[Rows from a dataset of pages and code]
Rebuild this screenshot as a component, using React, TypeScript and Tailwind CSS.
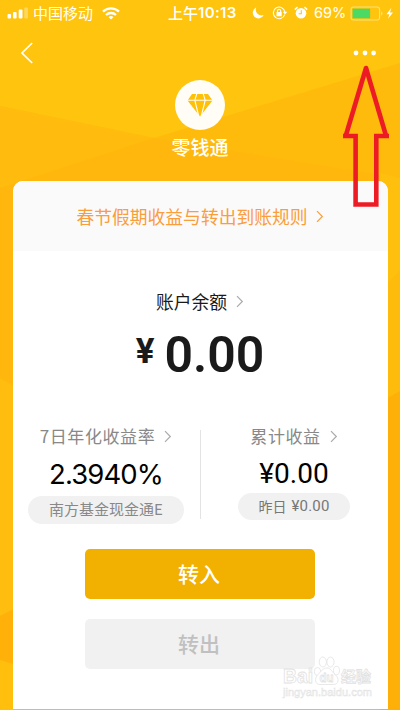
import type { ReactNode } from 'react';

const CJK = "font-['Noto_Sans_CJK_SC',sans-serif]";

function Chevron({ className }: { className: string }) {
  return (
    <svg width="8" height="13" viewBox="0 0 8 13" fill="none" stroke="currentColor" strokeWidth="1.2" className={className}>
      <path d="M1 1.2 6.3 6.5 1 11.8" />
    </svg>
  );
}

function Backdrop() {
  return (
    <svg className="absolute inset-0" width="400" height="710" viewBox="0 0 400 710">
      <rect width="400" height="710" fill="#ffbb0c" />
      <path d="M0 0H400V63L154 138 0 106Z" fill="#ffc40d" />
      <path d="M0 106 154 138 0 188Z" fill="#ffbc0e" />
      <path d="M154 138 400 178V290L0 420V188Z" fill="#ffb70d" />
      <path d="M380 173 400 178V272L380 290Z" fill="#ffbf0d" />
      <path d="M380 290 400 270V390L380 400Z" fill="#ffbb0c" />
      <path d="M380 402 400 391V710H380Z" fill="#ffb008" />
      <path d="M0 378 20 390V606L0 616Z" fill="#ffbe0f" />
      <path d="M0 616 20 606V668L0 660Z" fill="#ffb009" />
      <path d="M0 660 20 666V710H0Z" fill="#ffbf0c" />
    </svg>
  );
}

function StatusBar() {
  return (
    <div className="flex h-[26px] items-center pl-[7px] text-white">
      <svg width="22" height="12" viewBox="0 0 22 12" fill="currentColor">
        <rect x="0.5" y="7" width="3.6" height="4.5" rx="1" />
        <rect x="6" y="5" width="3.6" height="6.5" rx="1" />
        <rect x="11.7" y="2.5" width="3.8" height="9" rx="1" />
        <rect x="17.3" y="0.5" width="3.7" height="11" rx="1" opacity="0.35" />
      </svg>
      <span className="ml-[4px] w-[61px] text-[15px] leading-5 whitespace-nowrap">中国移动</span>
      <svg className="ml-[8px]" width="18" height="13" viewBox="0 0 18 13" fill="none" stroke="currentColor" strokeWidth="2.3">
        <path d="M1 4.6a11.5 11.5 0 0 1 16 0" />
        <path d="M4 8a7.2 7.2 0 0 1 10 0" />
        <path d="M6.5 10.3a3.6 3.6 0 0 1 5 0L9 12.6Z" fill="currentColor" stroke="none" />
      </svg>
      <div className="ml-[48px] flex w-[70px] items-center whitespace-nowrap">
        <span className="text-[15px] leading-5 font-medium">上午</span>
        <span className="font-['Inter',sans-serif] text-[15px] leading-5 font-semibold tracking-[0.35px]">10:13</span>
      </div>
      <svg className="ml-[14px]" width="12" height="12" viewBox="0 0 12 12" fill="currentColor">
        <path d="M4.2.5A5.7 5.7 0 1 0 11.7 8 5.8 5.8 0 0 1 4.2.5Z" />
      </svg>
      <svg className="ml-[8px]" width="16" height="14" viewBox="0 0 16 14" fill="none" stroke="currentColor" strokeWidth="1.1">
        <path d="M12.7 8.6A5.8 5.8 0 1 1 12.9 6" />
        <path d="M10.7 5.8h4.6l-2.3 2.8Z" fill="currentColor" stroke="none" />
        <rect x="4.5" y="6" width="5.2" height="4.2" rx=".5" fill="currentColor" stroke="none" />
        <path d="M5.5 6.2V5a1.6 1.6 0 0 1 3.2 0v1.2" />
      </svg>
      <svg className="ml-[6px]" width="14" height="14" viewBox="0 0 14 14">
        <circle cx="7" cy="7.3" r="5.3" fill="white" />
        <path d="M.8 3.6 3.6 1.2M13.2 3.6l-2.8-2.4" stroke="white" strokeWidth="1.6" />
        <path d="M7.3 4.2v3.6H4.6" fill="none" stroke="#ffc40d" strokeWidth="1.1" />
      </svg>
      <span className="ml-[6px] w-[34px] font-['Inter',sans-serif] text-[14.5px] leading-5 whitespace-nowrap">69%</span>
      <svg className="ml-[2px]" width="45" height="15" viewBox="0 0 45 15" fill="none">
        <rect x="1.1" y="1" width="28.5" height="13" rx="2.5" stroke="#ffe07a" strokeWidth="1.1" />
        <rect x="2.6" y="2.7" width="17.5" height="9.6" fill="#4cd964" />
        <path d="M31.2 5.2c1.800.7 1.800 3.800 0 4.500Z" fill="#ffe07a" />
        <path d="M41.400 1.800 36.500 8.200h2.900L38 12.800l5-6.200h-3Z" fill="white" />
      </svg>
    </div>
  );
}

function Stat({ label, children }: { label: string; children: ReactNode }) {
  return (
    <div className="flex flex-1 flex-col items-center">
      <div className="flex h-[26px] items-center gap-[9px] text-[#888]">
        <span className="text-[17px] leading-6 tracking-[0.6px] whitespace-nowrap">{label}</span>
        <Chevron className="text-[#aaa]" />
      </div>
      {children}
    </div>
  );
}

function BaiduWatermark() {
  return (
    <div className="absolute top-[654px] left-[282px] h-[46px] w-[96px]">
      <svg width="96" height="46" viewBox="0 0 96 46" fill="white" stroke="#e2e2e2" strokeWidth="0.8">
        <text x="1" y="29" fontSize="20" fontWeight="700" textLength="30" lengthAdjust="spacingAndGlyphs" className="font-['Liberation_Sans',sans-serif]">Bai</text>
        <ellipse cx="35.5" cy="17.500" rx="3.2" ry="4" />
        <ellipse cx="40.800" cy="8" rx="3.6" ry="5" />
        <ellipse cx="48.500" cy="8" rx="3.6" ry="5" />
        <ellipse cx="54.500" cy="16.500" rx="3" ry="4.200" />
        <path d="M45 14c4 0 5 4 8 6.500 5 4 3.500 10-1.500 10H38c-5 0-6-6-2-10 3-3 5-6.500 9-6.500Z" />
        <text x="37.500" y="28" fontSize="13" fontWeight="700" textLength="14" lengthAdjust="spacingAndGlyphs" className="font-['Liberation_Sans',sans-serif]">du</text>
        <text x="59" y="28" fontSize="15" fontWeight="700" textLength="30" className="font-['Noto_Sans_CJK_SC',sans-serif]">经验</text>
        <text x="1" y="42" fontSize="11" fill="#f4f4f4" strokeWidth="0.4" textLength="89" className="font-['Liberation_Sans',sans-serif]">jingyan.baidu.com</text>
      </svg>
    </div>
  );
}

export default function App() {
  return (
    <div className={`relative h-[710px] w-[400px] overflow-hidden ${CJK}`}>
      <Backdrop />
      <div className="relative flex h-full flex-col">
        <StatusBar />

        {/* Navigation */}
        <div className="flex h-[53px] items-center justify-between pr-[23px] pl-[20px]">
          <svg width="14" height="22" viewBox="0 0 14 22" fill="none" stroke="white" strokeWidth="1.7">
            <path d="M12.2 1 2 11l10.200 10" />
          </svg>
          <svg width="24" height="6" viewBox="0 0 24 6" fill="white">
            <circle cx="3" cy="3" r="2.400" />
            <circle cx="12" cy="3" r="2.400" />
            <circle cx="20.600" cy="3" r="2.400" />
          </svg>
        </div>

        {/* Account badge */}
        <div className="flex h-[102px] flex-col items-center pt-px">
          <div className="flex size-[50px] items-center justify-center rounded-full bg-[#fffdf5]">
            <svg width="26" height="24" viewBox="0 0 26 24">
              <path d="M5 1h16L25.500 7.500 13 23.500.500 7.500Z" fill="#ffc008" />
              <path d="M0 7.200h26M10 0 7.800 7.200 11.800 23.500M16 0l2.200 7.200-4 16.300" fill="none" stroke="#fffdf5" strokeWidth="1.100" />
            </svg>
          </div>
          <h1 className="mt-[3px] text-[19px] leading-7 font-medium text-white">零钱通</h1>
        </div>

        <div className="mx-[12.5px] flex h-[528px] flex-col overflow-hidden rounded-t-[10px] bg-white">
          <div className="flex h-[70px] shrink-0 items-center justify-center gap-[8px] bg-[#fafafa] text-[#fa9d3b]">
            <span className="text-[17.8px] leading-6 whitespace-nowrap">春节假期收益与转出到账规则</span>
            <Chevron className="" />
          </div>

          {/* Balance */}
          <div className="mt-[38px] flex h-[24px] items-center justify-center gap-[9px] text-[#1a1a1a]">
            <span className="text-[17.8px] leading-6">账户余额</span>
            <Chevron className="text-[#aaa]" />
          </div>
          <div className="mt-[12px] flex h-[60px] items-start justify-center font-['Roboto',sans-serif] text-[#1a1a1a]">
            <span className="mt-[6px] text-[35px] leading-[41px] font-bold">¥</span>
            <span className="ml-[10px] text-[50px] leading-[60px] font-semibold">0.00</span>
          </div>

          {/* Earnings */}
          <div className="mt-[38px] flex h-[110px] items-start">
            <Stat label="7日年化收益率">
              <span className="mt-[7px] font-['Inter',sans-serif] text-[27.5px] leading-[37px] tracking-[-0.9px] text-black">2.3940%</span>
              <div className="mt-[3px] flex h-[28px] w-[156px] items-center justify-center rounded-full bg-[#f1f1f1] pb-px text-[15px] text-[#888]">
                南方基金现金通E
              </div>
            </Stat>
            <div className="mt-[7px] h-[89px] w-px bg-[#e3e3e3]" />
            <Stat label="累计收益">
              <span className="mt-[6px] font-['Roboto',sans-serif] text-[28px] leading-[37px] text-black">¥0.00</span>
              <div className="mt-[1px] flex h-[27px] w-[112px] items-center justify-center gap-[5px] rounded-full bg-[#f1f1f1] text-[14px] text-[#777]">
                昨日
                <span className="font-['Roboto',sans-serif] text-[15px] tracking-[0.2px]">¥0.00</span>
              </div>
            </Stat>
          </div>

          <div className="mt-[16px] flex flex-col items-center gap-[20px] text-[21px] leading-[48px]">
            <button className="h-[50px] w-[230px] rounded-[5px] bg-[#f2b000] pr-[2px] pb-[2px] font-medium text-white">转入</button>
            <button className="h-[50px] w-[230px] rounded-[5px] bg-[#f1f1f1] pr-[2px] pb-[2px] font-medium text-[#c0c0c0]">转出</button>
          </div>
        </div>
      </div>

      <BaiduWatermark />

      {/* Arrow pointing at the menu dots */}
      <svg className="absolute top-[64px] left-[342px]" width="48" height="145" viewBox="0 0 48 145" fill="none" stroke="#ed1c24" strokeWidth="4.6">
        <path d="M3.400 73 24 4 44.400 73" strokeLinejoin="round" />
        <path d="M1 72H13.600V140.500H34.300V72H47" />
      </svg>
    </div>
  );
}
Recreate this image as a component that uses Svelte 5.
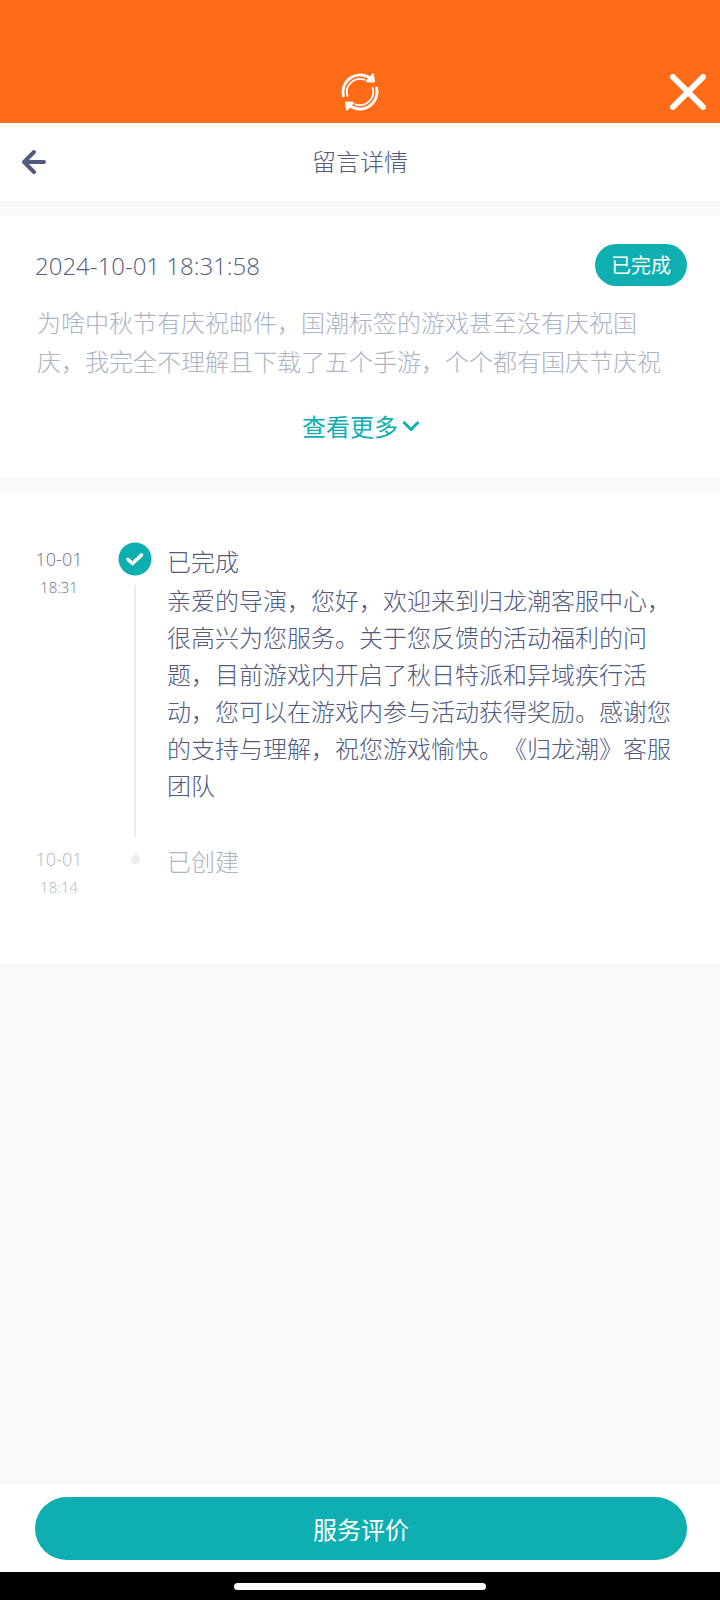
<script lang="ts">
    let expanded = $state(false);

    const ticket = {
        time: "2024-10-01 18:31:58",
        status: "已完成",
        text: "为啥中秋节有庆祝邮件，国潮标签的游戏甚至没有庆祝国庆，我完全不理解且下载了五个手游，个个都有国庆节庆祝",
    };

    const steps = [
        {
            date: "10-01",
            time: "18:31",
            title: "已完成",
            text: "亲爱的导演，您好，欢迎来到归龙潮客服中心，很高兴为您服务。关于您反馈的活动福利的问题，目前游戏内开启了秋日特派和异域疾行活动，您可以在游戏内参与活动获得奖励。感谢您的支持与理解，祝您游戏愉快。《归龙潮》客服团队",
            done: true,
        },
        { date: "10-01", time: "18:14", title: "已创建", text: "", done: false },
    ];
</script>

<div class="page">
    <div class="topbar">
        <button class="icon-btn refresh" aria-label="刷新">
            <svg width="40" height="40" viewBox="0 0 40 40" fill="none" stroke="#fff" stroke-linecap="round">
                <g id="half">
                    <path d="M3.4 24A17.200 17.200 0 0 1 31 6.800" stroke-width="2.800" />
                    <path d="M7.400 24A13.200 13.200 0 0 1 24.500 7.700" stroke-width="1.800" />
                    <path d="M33 2.500L34 9.500L27 9.200Z" fill="#fff" stroke-width="2" stroke-linejoin="round" />
                </g>
                <use href="#half" transform="rotate(180 20 20)" />
            </svg>
        </button>
        <button class="icon-btn close" aria-label="关闭">
            <svg width="36" height="36" viewBox="0 0 36 36" stroke="#fff" stroke-width="6" stroke-linecap="round">
                <path d="M3 3L33 33M33 3L3 33" />
            </svg>
        </button>
    </div>

    <header class="nav">
        <button class="icon-btn" aria-label="返回">
            <svg width="26" height="26" viewBox="0 0 26 26" fill="none" stroke="#525a7d" stroke-width="4" stroke-linecap="round" stroke-linejoin="round">
                <path d="M13 3L3 13L13 23M3.500 13H23" />
            </svg>
        </button>
        <h1>留言详情</h1>
    </header>

    <section class="card summary">
        <div class="summary-head">
            <time>{ticket.time}</time>
            <span class="badge">{ticket.status}</span>
        </div>
        <p class:expanded>{ticket.text}</p>
        <button class="more" onclick={() => (expanded = !expanded)}>
            查看更多
            <svg width="18" height="12" viewBox="0 0 18 12" fill="none" stroke="currentColor" stroke-width="3">
                <path d="M1.500 2L9 9.500L16.500 2" />
            </svg>
        </button>
    </section>

    <section class="card timeline">
        {#each steps as step}
            <div class="step" class:done={step.done}>
                <div class="when">
                    <span class="date">{step.date}</span>
                    <span class="clock">{step.time}</span>
                </div>
                <div class="rail">
                    <div class="mark">
                        {#if step.done}
                            <svg width="34" height="34" viewBox="0 0 34 34" fill="none">
                                <circle cx="17" cy="17" r="16.500" fill="#0eaeb1" />
                                <path d="M10 17.500L14.500 21.500L23.500 13" stroke="#fff" stroke-width="3.600" stroke-linecap="round" stroke-linejoin="round" />
                            </svg>
                        {:else}
                            <i class="dot"></i>
                        {/if}
                    </div>
                    {#if step.done}
                        <div class="line"></div>
                    {/if}
                </div>
                <div class="body">
                    <h2>{step.title}</h2>
                    {#if step.text}
                        <p>{step.text}</p>
                    {/if}
                </div>
            </div>
        {/each}
    </section>

    <footer class="footer">
        <button class="rate">服务评价</button>
    </footer>
    <div class="gesture"><span></span></div>
</div>

<style>
    .page {
        min-height: 100vh;
        display: flex;
        flex-direction: column;
        background: #f7f9fb;
        color: #525a7d;
        font-family: "Noto Sans CJK SC", sans-serif;
        font-size: 24px;
        font-weight: 300;
        text-spacing-trim: space-all;
    }

    h1,
    h2,
    p {
        margin: 0;
        font-size: 24px;
        font-weight: 300;
    }

    button {
        padding: 0;
        border: none;
        background: none;
        font: inherit;
        color: inherit;
        cursor: pointer;
    }

    svg {
        display: block;
    }

    .topbar {
        display: grid;
        grid-template-columns: 1fr auto 1fr;
        align-items: center;
        padding: 72px 14px 11px;
        background: #ff6b17;
    }

    .refresh {
        grid-column: 2;
    }

    .close {
        justify-self: end;
    }

    .nav {
        display: grid;
        grid-template-columns: 1fr auto 1fr;
        align-items: center;
        height: 78px;
        padding: 0 21px;
        margin-bottom: 15px;
        background: #fff;
    }

    .nav .icon-btn {
        justify-self: start;
    }

    h1 {
        line-height: 32px;
        padding-bottom: 3px;
    }

    .card {
        background: #fff;
    }

    .summary {
        padding: 28px 33px 31px 35px;
        margin-bottom: 16px;
    }

    .summary-head {
        display: flex;
        justify-content: space-between;
        align-items: center;
    }

    time,
    .when {
        font-family: "Open Sans", "Noto Sans CJK SC", sans-serif;
    }

    .badge {
        padding: 0 16px;
        border-radius: 21px;
        background: #0eaeb1;
        color: #fff;
        font-size: 20px;
        font-weight: 400;
        line-height: 42px;
    }

    .summary p {
        margin-top: 16px;
        padding: 0 10px 0 2px;
        color: #abb3c6;
        line-height: 39px;
        max-height: 78px;
        overflow: hidden;
    }

    .summary p.expanded {
        max-height: none;
    }

    .more {
        display: flex;
        align-items: center;
        justify-content: center;
        gap: 4px;
        width: 100%;
        margin-top: 26px;
        color: #0eaeb1;
        font-weight: 400;
        line-height: 40px;
    }

    .timeline {
        padding: 48px 33px 67px 35px;
    }

    .step {
        display: grid;
        grid-template-columns: 48px 34px 1fr;
        column-gap: 35px;
        color: #abb3c6;
    }

    .step.done {
        color: #525a7d;
    }

    .when {
        display: flex;
        flex-direction: column;
        align-items: center;
        color: #b0b5c2;
    }

    .done .when {
        color: #6c7188;
    }

    .date {
        font-size: 18px;
        line-height: 36px;
    }

    .clock {
        font-size: 15px;
        line-height: 20px;
    }

    .rail {
        display: flex;
        flex-direction: column;
        align-items: center;
    }

    .mark {
        display: flex;
        align-items: center;
        justify-content: center;
        height: 36px;
    }

    .dot {
        width: 9px;
        height: 9px;
        border-radius: 50%;
        background: #ebecee;
    }

    .line {
        flex: 1;
        width: 2px;
        margin: 8px 0 4px;
        background: #ebecee;
    }

    .body {
        margin-left: -20px;
    }

    h2 {
        line-height: 40px;
    }

    .body p {
        line-height: 37px;
        padding-bottom: 38px;
    }

    .footer {
        margin-top: auto;
        padding: 13px 33px 12px 35px;
        background: #fff;
    }

    .rate {
        display: block;
        width: 100%;
        height: 63px;
        border-radius: 32px;
        background: #0eaeb1;
        color: #fff;
        font-weight: 400;
    }

    .gesture {
        display: flex;
        justify-content: center;
        padding: 11px 0 10px;
        background: #000;
    }

    .gesture span {
        width: 35%;
        height: 7px;
        border-radius: 4px;
        background: #fff;
    }
</style>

→ **Problem**
Above are the records. Identify each line that contains the word "this".

→ **Problem solution**
Rebuild this screenshot as a component, using React, TypeScript and Tailwind CSS.
Recreate this image as a component that uses Svelte 5.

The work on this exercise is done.